In the interview with Dobbs, Spencer discussed the “crony politics” of the Bush administration and Wall Street for touting privatization of the nation’s infrastructure.

“Those roads belong to the public,” he told Land Line Magazine following the interview. “We need to tell them, ‘these roads are not yours to sell.’ “

Contacting lawmakers, he said, is something truckers and others can do to show their feelings on the issues affecting commerce and daily quality of life.

Spencer cited recent news from Pennsylvania as an example of how big money can sway political agendas.

Gov. Ed Rendell solicited letters of expressed interest from possible investors for the state’s turnpike. That action led to 48 letters of interest, showing how domestic and foreign investors are waiting for such deals to be offered.

“The Pennsylvania Turnpike could fetch billions,” Spencer said, but the long-term costs to consumers, truckers and motorists would be astounding, he added.

Pennsylvania, like Indiana officials claimed about their state in 2006, is strapped for highway cash, making it tempting to fall for the lure of private investment in roads.

But Spencer believes those same states have shown irresponsibility when assembling their highway budgets in recent years as they continued to work on legislation to allow private investment in their infrastructure.

“We need to hold our elected officials accountable for our highway dollars,” Spencer said.

Private investors from Spain and Australia were successful in 2006 in leasing the Indiana Toll Road for 75 years, paying $3.85 billion up front for the right to collect the tolls long term.

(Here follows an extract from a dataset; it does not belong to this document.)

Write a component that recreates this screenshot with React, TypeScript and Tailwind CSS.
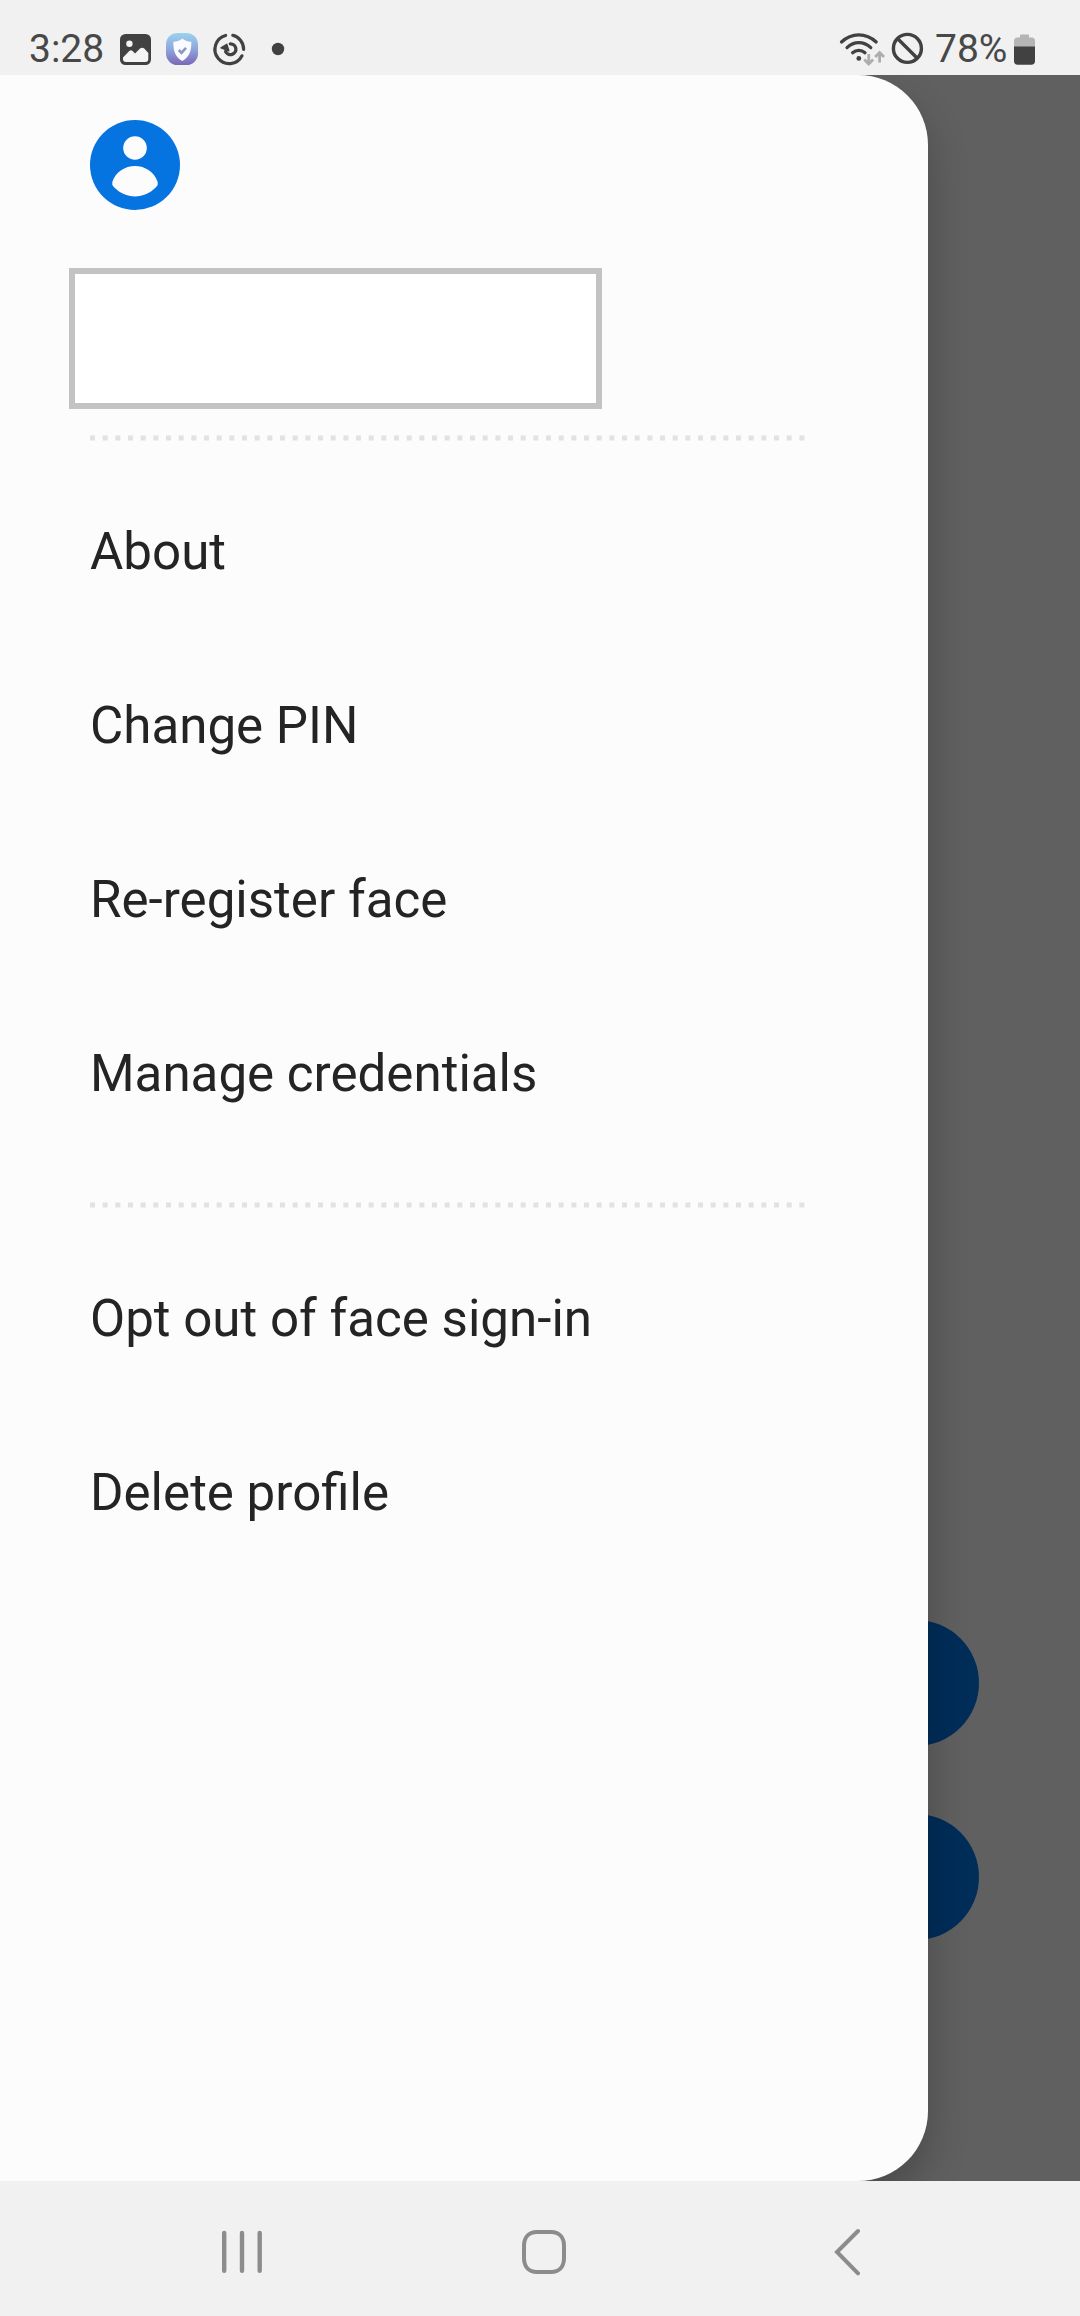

Pennsylvania could be next as Gov. Rendell grooms the investors for a possible bidding process for the turnpike.

Ohio, New Jersey, Delaware and Kansas are on a growing list of states seeking private investment in their turnpike systems.

And with the U.S. DOT pushing model legislation to help them out, Spencer believes the inevitable is possible without an intervention from the public.

“The message the administration is sending to the states is, you don’t have to be responsible for your transportation budgets, you can just sell off the roads,” Spencer said.